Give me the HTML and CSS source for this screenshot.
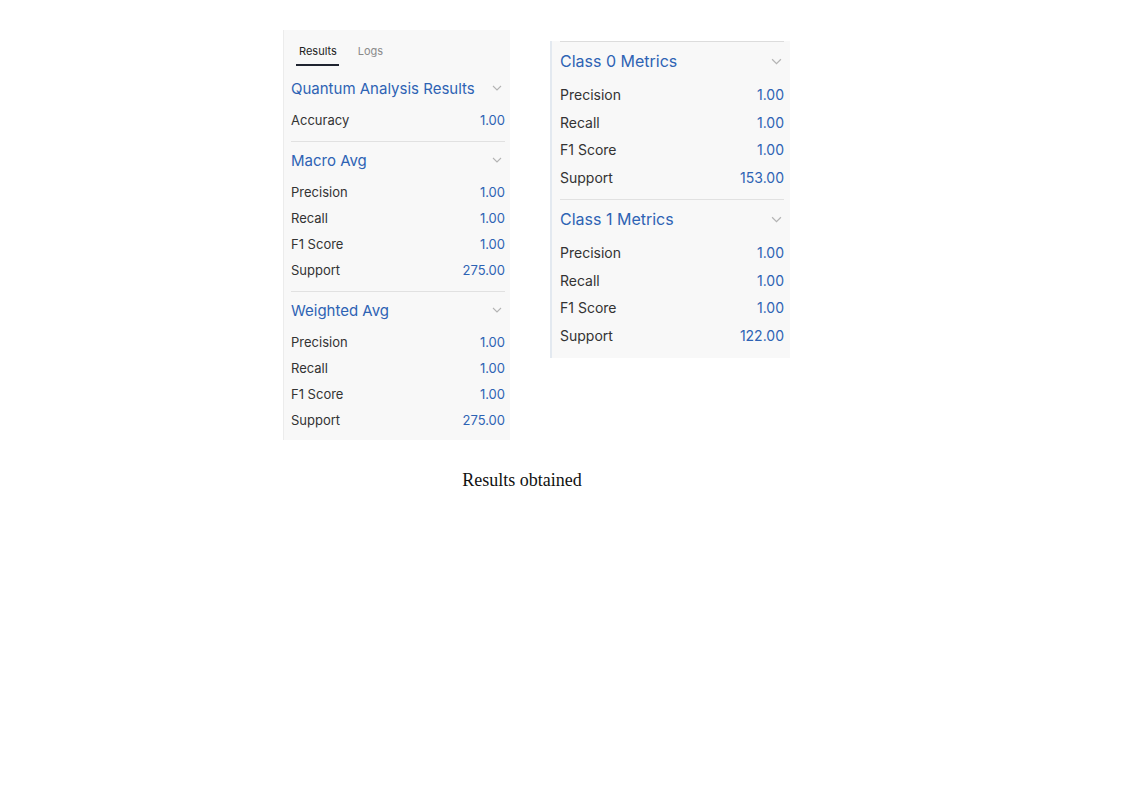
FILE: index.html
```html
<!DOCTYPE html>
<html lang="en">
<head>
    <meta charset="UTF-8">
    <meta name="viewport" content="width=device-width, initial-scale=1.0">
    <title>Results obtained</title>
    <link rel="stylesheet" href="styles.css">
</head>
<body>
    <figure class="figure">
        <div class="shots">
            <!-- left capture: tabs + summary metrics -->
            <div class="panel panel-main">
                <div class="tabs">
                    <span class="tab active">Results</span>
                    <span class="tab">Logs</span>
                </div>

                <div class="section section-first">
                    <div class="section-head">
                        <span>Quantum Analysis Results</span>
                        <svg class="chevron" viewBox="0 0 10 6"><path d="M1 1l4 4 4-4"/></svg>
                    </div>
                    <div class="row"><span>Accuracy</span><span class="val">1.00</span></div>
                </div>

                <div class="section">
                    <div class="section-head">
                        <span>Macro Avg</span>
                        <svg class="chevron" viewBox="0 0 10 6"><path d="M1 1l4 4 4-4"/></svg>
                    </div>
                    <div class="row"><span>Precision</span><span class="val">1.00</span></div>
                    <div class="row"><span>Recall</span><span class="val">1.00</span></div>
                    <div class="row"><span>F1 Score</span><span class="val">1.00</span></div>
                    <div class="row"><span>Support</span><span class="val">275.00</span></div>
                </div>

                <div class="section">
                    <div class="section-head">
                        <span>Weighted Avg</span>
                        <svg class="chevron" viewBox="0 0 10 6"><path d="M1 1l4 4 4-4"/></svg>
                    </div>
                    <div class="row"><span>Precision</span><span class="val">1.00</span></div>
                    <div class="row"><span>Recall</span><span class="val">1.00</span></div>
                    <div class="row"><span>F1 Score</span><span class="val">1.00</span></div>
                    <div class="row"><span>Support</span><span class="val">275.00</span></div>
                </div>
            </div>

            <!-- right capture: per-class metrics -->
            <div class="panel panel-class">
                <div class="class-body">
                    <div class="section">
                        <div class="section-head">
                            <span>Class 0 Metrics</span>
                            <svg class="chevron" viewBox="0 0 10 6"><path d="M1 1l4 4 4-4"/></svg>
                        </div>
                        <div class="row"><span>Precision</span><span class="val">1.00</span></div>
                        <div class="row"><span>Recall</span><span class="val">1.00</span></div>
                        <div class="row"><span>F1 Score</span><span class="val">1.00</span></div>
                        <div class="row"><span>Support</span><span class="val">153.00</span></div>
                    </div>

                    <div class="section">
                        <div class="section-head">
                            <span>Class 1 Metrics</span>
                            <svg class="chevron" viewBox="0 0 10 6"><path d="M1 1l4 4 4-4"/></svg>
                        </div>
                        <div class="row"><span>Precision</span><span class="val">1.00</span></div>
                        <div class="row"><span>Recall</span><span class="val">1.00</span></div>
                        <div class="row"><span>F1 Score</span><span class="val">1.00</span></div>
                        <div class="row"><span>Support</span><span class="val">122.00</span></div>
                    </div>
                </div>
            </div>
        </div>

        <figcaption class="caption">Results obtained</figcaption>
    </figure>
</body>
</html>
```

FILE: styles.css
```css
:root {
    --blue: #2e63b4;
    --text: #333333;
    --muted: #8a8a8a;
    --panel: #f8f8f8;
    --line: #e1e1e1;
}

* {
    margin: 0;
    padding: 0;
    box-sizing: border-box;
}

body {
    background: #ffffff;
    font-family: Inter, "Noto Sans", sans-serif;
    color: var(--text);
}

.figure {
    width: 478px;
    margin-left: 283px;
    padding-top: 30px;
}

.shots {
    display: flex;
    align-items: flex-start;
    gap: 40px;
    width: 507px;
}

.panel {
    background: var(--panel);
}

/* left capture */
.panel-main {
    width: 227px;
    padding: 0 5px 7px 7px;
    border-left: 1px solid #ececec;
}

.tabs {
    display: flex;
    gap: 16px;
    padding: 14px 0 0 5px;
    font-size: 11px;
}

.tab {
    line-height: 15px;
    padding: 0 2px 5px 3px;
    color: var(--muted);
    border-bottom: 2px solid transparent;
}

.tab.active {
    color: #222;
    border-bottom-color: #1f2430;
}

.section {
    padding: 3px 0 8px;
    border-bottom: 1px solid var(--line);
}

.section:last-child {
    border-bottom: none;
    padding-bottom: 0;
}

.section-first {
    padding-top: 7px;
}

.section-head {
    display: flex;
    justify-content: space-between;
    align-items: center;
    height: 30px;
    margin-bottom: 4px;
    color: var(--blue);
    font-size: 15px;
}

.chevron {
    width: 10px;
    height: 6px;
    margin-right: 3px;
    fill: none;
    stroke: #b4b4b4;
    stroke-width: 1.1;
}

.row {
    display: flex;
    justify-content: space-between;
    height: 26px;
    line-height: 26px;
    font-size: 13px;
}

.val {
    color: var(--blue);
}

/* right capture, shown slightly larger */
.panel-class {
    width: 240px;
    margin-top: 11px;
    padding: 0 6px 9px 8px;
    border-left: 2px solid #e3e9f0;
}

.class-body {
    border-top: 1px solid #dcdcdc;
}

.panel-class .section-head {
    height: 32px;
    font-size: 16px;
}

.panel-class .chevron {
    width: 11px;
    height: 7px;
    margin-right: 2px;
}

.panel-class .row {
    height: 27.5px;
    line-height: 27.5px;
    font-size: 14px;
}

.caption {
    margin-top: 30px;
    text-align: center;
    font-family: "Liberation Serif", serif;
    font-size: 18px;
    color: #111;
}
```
════
▸ **WHAT NEEDS TO BE DONE**:
Every line above should be repeated exactly; pictures stay out of the copy.

▸ **SOLUTION TO THIS TASK**:
Give me the HTML and CSS source for this screenshot.
FILE: index.html
```html
<!DOCTYPE html>
<html lang="en">
<head>
    <meta charset="UTF-8">
    <meta name="viewport" content="width=device-width, initial-scale=1.0">
    <title>Results obtained</title>
    <link rel="stylesheet" href="styles.css">
</head>
<body>
    <figure class="figure">
        <div class="shots">
            <!-- left capture: tabs + summary metrics -->
            <div class="panel panel-main">
                <div class="tabs">
                    <span class="tab active">Results</span>
                    <span class="tab">Logs</span>
                </div>

                <div class="section section-first">
                    <div class="section-head">
                        <span>Quantum Analysis Results</span>
                        <svg class="chevron" viewBox="0 0 10 6"><path d="M1 1l4 4 4-4"/></svg>
                    </div>
                    <div class="row"><span>Accuracy</span><span class="val">1.00</span></div>
                </div>

                <div class="section">
                    <div class="section-head">
                        <span>Macro Avg</span>
                        <svg class="chevron" viewBox="0 0 10 6"><path d="M1 1l4 4 4-4"/></svg>
                    </div>
                    <div class="row"><span>Precision</span><span class="val">1.00</span></div>
                    <div class="row"><span>Recall</span><span class="val">1.00</span></div>
                    <div class="row"><span>F1 Score</span><span class="val">1.00</span></div>
                    <div class="row"><span>Support</span><span class="val">275.00</span></div>
                </div>

                <div class="section">
                    <div class="section-head">
                        <span>Weighted Avg</span>
                        <svg class="chevron" viewBox="0 0 10 6"><path d="M1 1l4 4 4-4"/></svg>
                    </div>
                    <div class="row"><span>Precision</span><span class="val">1.00</span></div>
                    <div class="row"><span>Recall</span><span class="val">1.00</span></div>
                    <div class="row"><span>F1 Score</span><span class="val">1.00</span></div>
                    <div class="row"><span>Support</span><span class="val">275.00</span></div>
                </div>
            </div>

            <!-- right capture: per-class metrics -->
            <div class="panel panel-class">
                <div class="class-body">
                    <div class="section">
                        <div class="section-head">
                            <span>Class 0 Metrics</span>
                            <svg class="chevron" viewBox="0 0 10 6"><path d="M1 1l4 4 4-4"/></svg>
                        </div>
                        <div class="row"><span>Precision</span><span class="val">1.00</span></div>
                        <div class="row"><span>Recall</span><span class="val">1.00</span></div>
                        <div class="row"><span>F1 Score</span><span class="val">1.00</span></div>
                        <div class="row"><span>Support</span><span class="val">153.00</span></div>
                    </div>

                    <div class="section">
                        <div class="section-head">
                            <span>Class 1 Metrics</span>
                            <svg class="chevron" viewBox="0 0 10 6"><path d="M1 1l4 4 4-4"/></svg>
                        </div>
                        <div class="row"><span>Precision</span><span class="val">1.00</span></div>
                        <div class="row"><span>Recall</span><span class="val">1.00</span></div>
                        <div class="row"><span>F1 Score</span><span class="val">1.00</span></div>
                        <div class="row"><span>Support</span><span class="val">122.00</span></div>
                    </div>
                </div>
            </div>
        </div>

        <figcaption class="caption">Results obtained</figcaption>
    </figure>
</body>
</html>
```

FILE: styles.css
```css
:root {
    --blue: #2e63b4;
    --text: #333333;
    --muted: #8a8a8a;
    --panel: #f8f8f8;
    --line: #e1e1e1;
}

* {
    margin: 0;
    padding: 0;
    box-sizing: border-box;
}

body {
    background: #ffffff;
    font-family: Inter, "Noto Sans", sans-serif;
    color: var(--text);
}

.figure {
    width: 478px;
    margin-left: 283px;
    padding-top: 30px;
}

.shots {
    display: flex;
    align-items: flex-start;
    gap: 40px;
    width: 507px;
}

.panel {
    background: var(--panel);
}

/* left capture */
.panel-main {
    width: 227px;
    padding: 0 5px 7px 7px;
    border-left: 1px solid #ececec;
}

.tabs {
    display: flex;
    gap: 16px;
    padding: 14px 0 0 5px;
    font-size: 11px;
}

.tab {
    line-height: 15px;
    padding: 0 2px 5px 3px;
    color: var(--muted);
    border-bottom: 2px solid transparent;
}

.tab.active {
    color: #222;
    border-bottom-color: #1f2430;
}

.section {
    padding: 3px 0 8px;
    border-bottom: 1px solid var(--line);
}

.section:last-child {
    border-bottom: none;
    padding-bottom: 0;
}

.section-first {
    padding-top: 7px;
}

.section-head {
    display: flex;
    justify-content: space-between;
    align-items: center;
    height: 30px;
    margin-bottom: 4px;
    color: var(--blue);
    font-size: 15px;
}

.chevron {
    width: 10px;
    height: 6px;
    margin-right: 3px;
    fill: none;
    stroke: #b4b4b4;
    stroke-width: 1.1;
}

.row {
    display: flex;
    justify-content: space-between;
    height: 26px;
    line-height: 26px;
    font-size: 13px;
}

.val {
    color: var(--blue);
}

/* right capture, shown slightly larger */
.panel-class {
    width: 240px;
    margin-top: 11px;
    padding: 0 6px 9px 8px;
    border-left: 2px solid #e3e9f0;
}

.class-body {
    border-top: 1px solid #dcdcdc;
}

.panel-class .section-head {
    height: 32px;
    font-size: 16px;
}

.panel-class .chevron {
    width: 11px;
    height: 7px;
    margin-right: 2px;
}

.panel-class .row {
    height: 27.5px;
    line-height: 27.5px;
    font-size: 14px;
}

.caption {
    margin-top: 30px;
    text-align: center;
    font-family: "Liberation Serif", serif;
    font-size: 18px;
    color: #111;
}
```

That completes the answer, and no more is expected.